Sharder is establishing a project called the Sharder Hub, which is meant to promote a more stable and equitable network for the nodes online. The Sharder Hub requires less power, and it will be combined with the release of the Sharder Box, which is a miner for storage. These two aspects will soon become crucial to the survivability of the Chain. When the Hub is established, miners have the option of earning rewards from the moment that they begin mining.
The only way to add value to these tokens is with PoS, since the tokens will need to be staked. For users that expend the Sharder Box instead, their rewards come from the sharing of storage on a personal computer, though they still generate blocks that will post to the Blockchain. Along with the rewards they receive for mining with the Box, they will also get rewards as a “Watcher.”
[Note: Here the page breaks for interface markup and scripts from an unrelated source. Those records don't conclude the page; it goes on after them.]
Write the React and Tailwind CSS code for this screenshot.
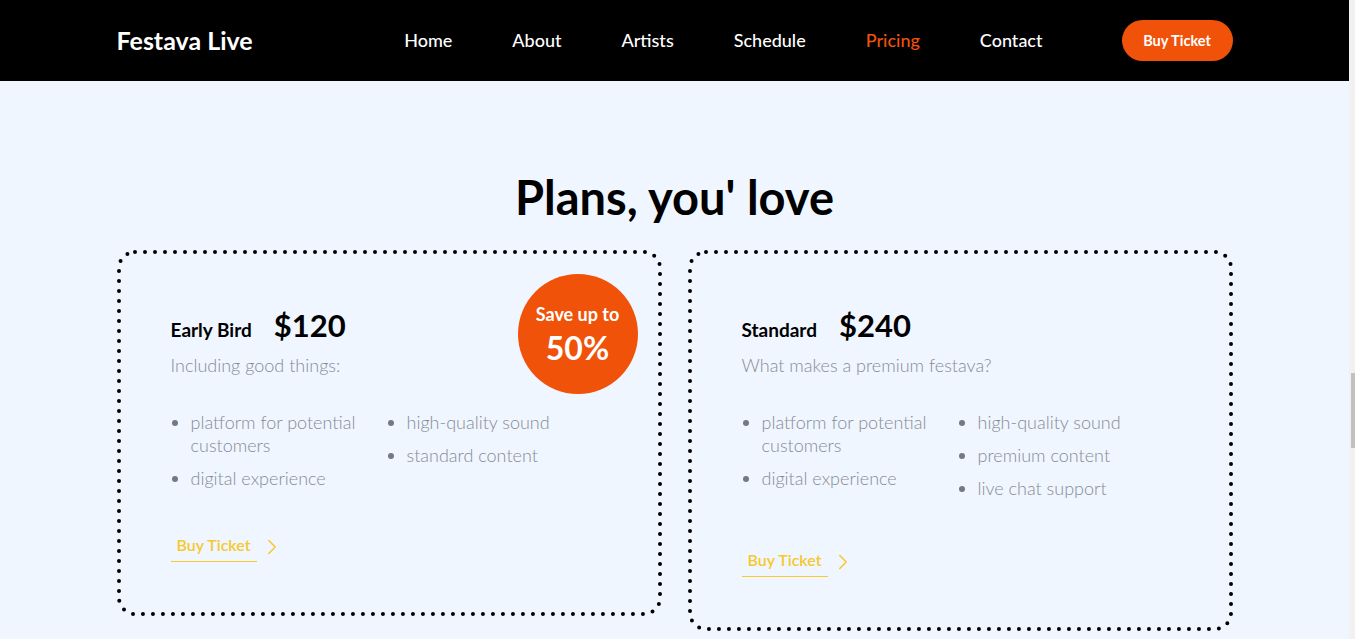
import { ChevronRight } from "lucide-react";

const navLinks = ["Home", "About", "Artists", "Schedule", "Pricing", "Contact"];

const plans = [
  {
    name: "Early Bird",
    price: "$120",
    tagline: "Including good things:",
    left: ["platform for potential customers", "digital experience"],
    right: ["high-quality sound", "standard content"],
    badge: true,
    linkTop: "mt-[43px]",
  },
  {
    name: "Standard",
    price: "$240",
    tagline: "What makes a premium festava?",
    left: ["platform for potential customers", "digital experience"],
    right: ["high-quality sound", "premium content", "live chat support"],
    badge: false,
    linkTop: "mt-[48px]",
  },
];

// dotted outline, round dots every 10px like the original
function DottedFrame() {
  return (
    <svg className="absolute inset-0 w-full h-full pointer-events-none" aria-hidden="true">
      <rect
        x="2"
        y="2"
        rx="16"
        ry="16"
        style={{ width: "calc(100% - 4px)", height: "calc(100% - 4px)" }}
        fill="none"
        stroke="#000"
        strokeWidth="4"
        strokeLinecap="round"
        strokeDasharray="0 10"
      />
    </svg>
  );
}

function PlanCard({ plan }) {
  return (
    <div className="relative self-start px-[54px] pt-[53px] pb-[54px]">
      <DottedFrame />
      {plan.badge && (
        <div className="absolute top-6 right-6 w-[120px] h-[120px] rounded-full bg-[#f0520a] flex flex-col items-center justify-center text-white">
          <div className="text-[18px] font-bold leading-none">Save up to</div>
          <div className="text-[32px] font-bold leading-none mt-[9px]">50%</div>
        </div>
      )}
      <div className="flex items-baseline gap-[22px]">
        <span className="text-[19px] font-bold text-black">{plan.name}</span>
        <span className="text-[31px] font-bold text-black leading-[44px]">{plan.price}</span>
      </div>
      <p className="mt-[5px] text-[18px] font-light text-[#878b93]">{plan.tagline}</p>
      <div className="mt-[32px] grid grid-cols-[216px_216px]">
        <ul className="list-disc pl-5 marker:text-[#75787f] space-y-[10px]">
          {plan.left.map((item) => (
            <li key={item} className="text-[18px] leading-[23px] font-light text-[#878b93] pr-4">{item}</li>
          ))}
        </ul>
        <ul className="list-disc pl-5 marker:text-[#75787f] space-y-[10px]">
          {plan.right.map((item) => (
            <li key={item} className="text-[18px] leading-[23px] font-light text-[#878b93]">{item}</li>
          ))}
        </ul>
      </div>
      <div className={plan.linkTop + " flex items-center gap-[2px]"}>
        <a href="#" className="px-[6px] pb-[4px] border-b border-[#f6c92c] text-[16px] font-semibold text-[#f6c92c]">
          Buy Ticket
        </a>
        <ChevronRight className="w-[26px] h-[26px] text-[#f6c92c] -mt-[2px]" strokeWidth={1.4} />
      </div>
    </div>
  );
}

export default function App() {
  return (
    <div className="min-h-screen flex bg-[#eff6ff]" style={{ fontFamily: "Lato, 'Noto Sans', sans-serif" }}>
      <main className="flex-1">
        <header className="bg-black h-[81px]">
          <div className="max-w-[1116px] mx-auto h-full flex items-center">
            <div className="text-white text-[25px] font-bold">Festava Live</div>
            <nav className="ml-auto flex items-center gap-[60px]">
              {navLinks.map((link) => (
                <a
                  key={link}
                  href="#"
                  className={"text-[18px] font-medium " + (link === "Pricing" ? "text-[#f0520a]" : "text-white")}
                >
                  {link}
                </a>
              ))}
            </nav>
            <button className="ml-[79px] bg-[#f0520a] text-white text-[14.5px] font-bold rounded-full w-[111px] h-[41px]">
              Buy Ticket
            </button>
          </div>
        </header>

        <section className="max-w-[1116px] mx-auto pt-[87px]">
          <h2 className="text-center text-[47px] font-bold text-black leading-[58px]">Plans, you' love</h2>
          <div className="mt-[24px] grid grid-cols-2 gap-[26px]">
            {plans.map((plan) => (
              <PlanCard key={plan.name} plan={plan} />
            ))}
          </div>
        </section>
      </main>
      <div className="relative w-[6px] bg-[#f1f1f1]">
        <div className="absolute left-[2px] right-0 top-[373px] h-[75px] bg-[#c1c1c1]" />
      </div>
    </div>
  );
}
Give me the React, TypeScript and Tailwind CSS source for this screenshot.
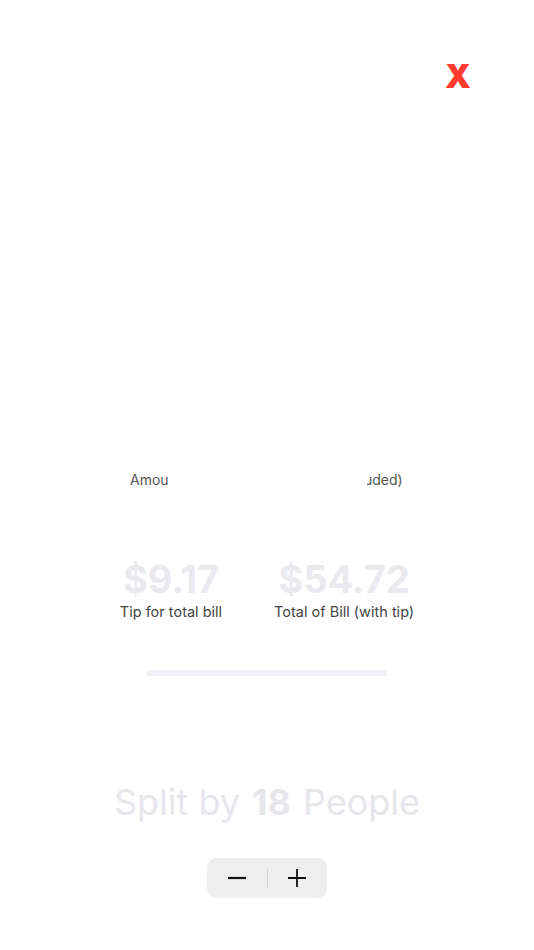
export default function App() {
  return (
    <div className="relative flex min-h-[950px] w-full flex-col bg-white font-['Inter',sans-serif]">
      {/* close */}
      <div className="flex justify-end pr-[63px] pt-[60px]">
        <span className="text-[33px] font-black leading-none text-[#ff3b30]">X</span>
      </div>

      {/* amount label, middle covered */}
      <div className="mt-[377px] flex h-[20px] justify-between pl-[130px] pr-[131px] text-[14px] leading-[20px] text-[#555]">
        <span>Amou</span>
        <span className="block w-[36px] overflow-hidden whitespace-nowrap">
          <span className="-ml-[3px] inline-block">uded)</span>
        </span>
      </div>

      {/* totals */}
      <div className="mt-[69px] flex justify-center gap-[52px]">
        <div className="flex flex-col items-center">
          <span className="text-[38px] font-bold leading-[40px] text-[#e9e9ee]">$9.17</span>
          <span className="mt-[3px] text-[14.5px] leading-[20px] text-[#444]">Tip for total bill</span>
        </div>
        <div className="flex flex-col items-center">
          <span className="text-[38px] font-bold leading-[40px] text-[#e9e9ee]">$54.72</span>
          <span className="mt-[3px] text-[14.5px] leading-[20px] text-[#444]">Total of Bill (with tip)</span>
        </div>
      </div>

      {/* progress track */}
      <div className="mt-[48px] flex justify-center">
        <div className="h-[6px] w-[240px] bg-[#f1f0f6]" />
      </div>

      {/* people */}
      <div className="mt-[103px] flex justify-center text-[36px] leading-[46px] text-[#e6e6eb]">
        <span>Split by</span>
        <span className="mx-[12px] font-bold">18</span>
        <span>People</span>
      </div>

      {/* stepper */}
      <div className="mt-[33px] flex justify-center">
        <div className="flex h-[40px] w-[120px] items-center rounded-[9px] bg-[#eeeeef]">
          <button className="flex h-full flex-1 items-center justify-center">
            <svg width="18" height="18" viewBox="0 0 18 18">
              <path d="M0 9h18" stroke="#111" strokeWidth="2.2" />
            </svg>
          </button>
          <div className="h-[20px] w-px bg-[#d4d4d8]" />
          <button className="flex h-full flex-1 items-center justify-center">
            <svg width="18" height="18" viewBox="0 0 18 18">
              <path d="M0 9h18M9 0v18" stroke="#111" strokeWidth="1.8" />
            </svg>
          </button>
        </div>
      </div>
    </div>
  );
}
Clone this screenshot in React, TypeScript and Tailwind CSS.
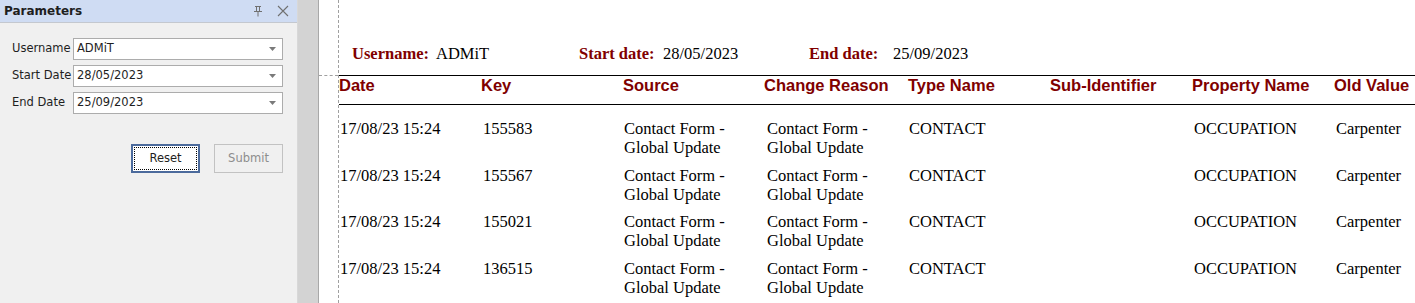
import React from "react";

const rows = [
  { date: "17/08/23 15:24", key: "155583" },
  { date: "17/08/23 15:24", key: "155567" },
  { date: "17/08/23 15:24", key: "155021" },
  { date: "17/08/23 15:24", key: "136515" },
];

const headers = [
  "Date",
  "Key",
  "Source",
  "Change Reason",
  "Type Name",
  "Sub-Identifier",
  "Property Name",
  "Old Value",
];

function Arrow() {
  return (
    <svg width="7" height="4" viewBox="0 0 7 4" className="shrink-0">
      <path d="M0 0 H7 L3.5 4 Z" fill="#7a7a7a" />
    </svg>
  );
}

function Field({ label, value }: { label: string; value: string }) {
  return (
    <div className="flex h-[22px] items-center">
      <span className="w-[61px] shrink-0 text-[11.5px] text-[#1e1e1e]">{label}</span>
      <div className="flex h-[22px] flex-1 items-center border border-[#acacac] bg-white pl-[3px] pr-[6px]">
        <span className="flex-1 text-[11.5px] text-[#1e1e1e]">{value}</span>
        <Arrow />
      </div>
    </div>
  );
}

export default function App() {
  return (
    <div className="flex h-[303px] w-[1415px] overflow-hidden bg-white">
      <aside className="flex w-[297px] shrink-0 flex-col bg-[#f0f0f0] font-['DejaVu_Sans',sans-serif]">
        <div className="flex h-[23px] items-center border-b border-[#c4c8cf] bg-[#cfdcf3] pl-[4px] pr-[8px]">
          <span className="text-[12px] font-bold text-[#1e1e1e]">Parameters</span>
          <div className="ml-auto flex items-center gap-[14px]">
            <svg width="10" height="12" viewBox="0 0 10 12" fill="none" stroke="#707070" strokeWidth="1">
              <path d="M2 1.5 H8 M3.5 1.5 V6.5 M6.5 1.5 V6.5 M1 6.5 H9 M5 6.5 V11.5" />
            </svg>
            <svg width="12" height="12" viewBox="0 0 12 12" fill="none" stroke="#707070" strokeWidth="1.1">
              <path d="M1 1 L11 11 M11 1 L1 11" />
            </svg>
          </div>
        </div>
        <div className="flex flex-col gap-[5px] pl-[12px] pr-[14px] pt-[15px]">
          <Field label="Username" value="ADMiT" />
          <Field label="Start Date" value="28/05/2023" />
          <Field label="End Date" value="25/09/2023" />
        </div>
        <div className="mt-[30px] flex justify-end gap-[14px] pr-[14px]">
          <button className="h-[29px] w-[69px] border-2 border-[#4b6a9c] bg-white p-[1px]">
            <div className="flex h-full items-center justify-center border border-dotted border-black text-[11.5px] text-[#1e1e1e]">
              Reset
            </div>
          </button>
          <button className="flex h-[29px] w-[69px] items-center justify-center border border-[#c2c2c2] bg-[#f0f0f0] text-[11.5px] text-[#8d8d8d]">
            Submit
          </button>
        </div>
      </aside>
      <div className="w-[22px] shrink-0 border-l border-r border-l-[#d8d8d8] border-r-[#a8a8a8] bg-[#d3d3d3]" />
      <main className="flex min-w-0 flex-1">
        <div className="w-[19px] shrink-0">
          <div className="h-[75px]" />
          <div className="border-t border-dashed border-[#a0a0a0]" />
        </div>
        <div className="min-w-0 flex-1 overflow-hidden border-l border-dashed border-[#a0a0a0] font-['Liberation_Serif',serif] text-[16.5px] leading-[19px]">
          <div className="flex h-[75px] pl-[13px] pt-[44px]">
            <div className="flex w-[227px] shrink-0">
              <span className="w-[84px] shrink-0 whitespace-nowrap font-bold text-[#800000]">Username:</span>
              <span className="text-black">ADMiT</span>
            </div>
            <div className="flex w-[230px] shrink-0">
              <span className="w-[84px] shrink-0 whitespace-nowrap font-bold text-[#800000]">Start date:</span>
              <span className="text-black">28/05/2023</span>
            </div>
            <div className="flex shrink-0">
              <span className="w-[84px] shrink-0 whitespace-nowrap font-bold text-[#800000]">End date:</span>
              <span className="text-black">25/09/2023</span>
            </div>
          </div>
          <div className="w-[1160px]">
            <div className="grid grid-cols-[142px_142px_141px_144px_142px_142px_142px_142px] border-b border-t border-black pb-[9px] font-['Liberation_Sans',sans-serif] font-bold text-[#800000]">
              {headers.map((h) => (
                <div key={h} className="whitespace-nowrap">
                  {h}
                </div>
              ))}
            </div>
            <div className="pt-[14px]">
              {rows.map((r) => (
                <div
                  key={r.key}
                  className="grid h-[46.7px] grid-cols-[142px_142px_141px_144px_142px_142px_142px_142px] text-black"
                >
                  <div className="pl-[1px] whitespace-nowrap">{r.date}</div>
                  <div className="pl-[2px]">{r.key}</div>
                  <div className="pl-[1px] pr-[8px]">Contact Form - Global Update</div>
                  <div className="pl-[3px] pr-[8px]">Contact Form - Global Update</div>
                  <div className="pl-[1px]">CONTACT</div>
                  <div />
                  <div className="pl-[2px]">OCCUPATION</div>
                  <div className="pl-[2px]">Carpenter</div>
                </div>
              ))}
            </div>
          </div>
        </div>
      </main>
    </div>
  );
}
A watcher for the ecosystem is basically responsible for observing the actions of the network, though they will have to jump in to support security and correct any loopholes in the process. They will need to remain online to make sure the network is operating as it is supposed to.
Basically, though this role may seem less active, participants who choose this position will be responsible for the security of the whole network, while allowing the Sharder Protocol to examine their data. Most of this is performed with off-chain blocks, which means that they will not clog transactions that would otherwise be delayed.
Though the above discussion approaches the functionality of the Sharder Protocol, Network, and other branches of the company, any participant must first understand the Sharder Chain. This multi-layer blockchain offers all the benefits of a typical blockchain – a P2P network module, distributed ledger technology, and other important information.
The blockchain is only one layer, though. There is also a data layer, that gives the roles of Watcher and Prover, which is outlined with data operating protocols and data sharding. There is another layer called the asset layer, which develops account models, while connecting tokens with accounts for better management. The fourth layer, which is the module layer, handles the packaging of the modules, which are based on smart contracts.
Bean Cloud is a dApp that is only found within the ecosystem of the Sharder Network. It offers a platform that thrives on data storage, proof, and security. This is where all the users’ personal documentation regarding their actions on the network goes. It can be a storage space for e-contracts, payment vouchers, legal certificates, and investment records, ensuring that none of these details can be modified after uploading.
The business applications for this dApp are unparalleled, since companies and organizations have the option to secure all their documentation on a much safer network than what their office offers. The Sharder Protocol is meant to give 100 businesses the change to engage in the beta version of this project, helping to ensure that the alleged security and privacy are effective.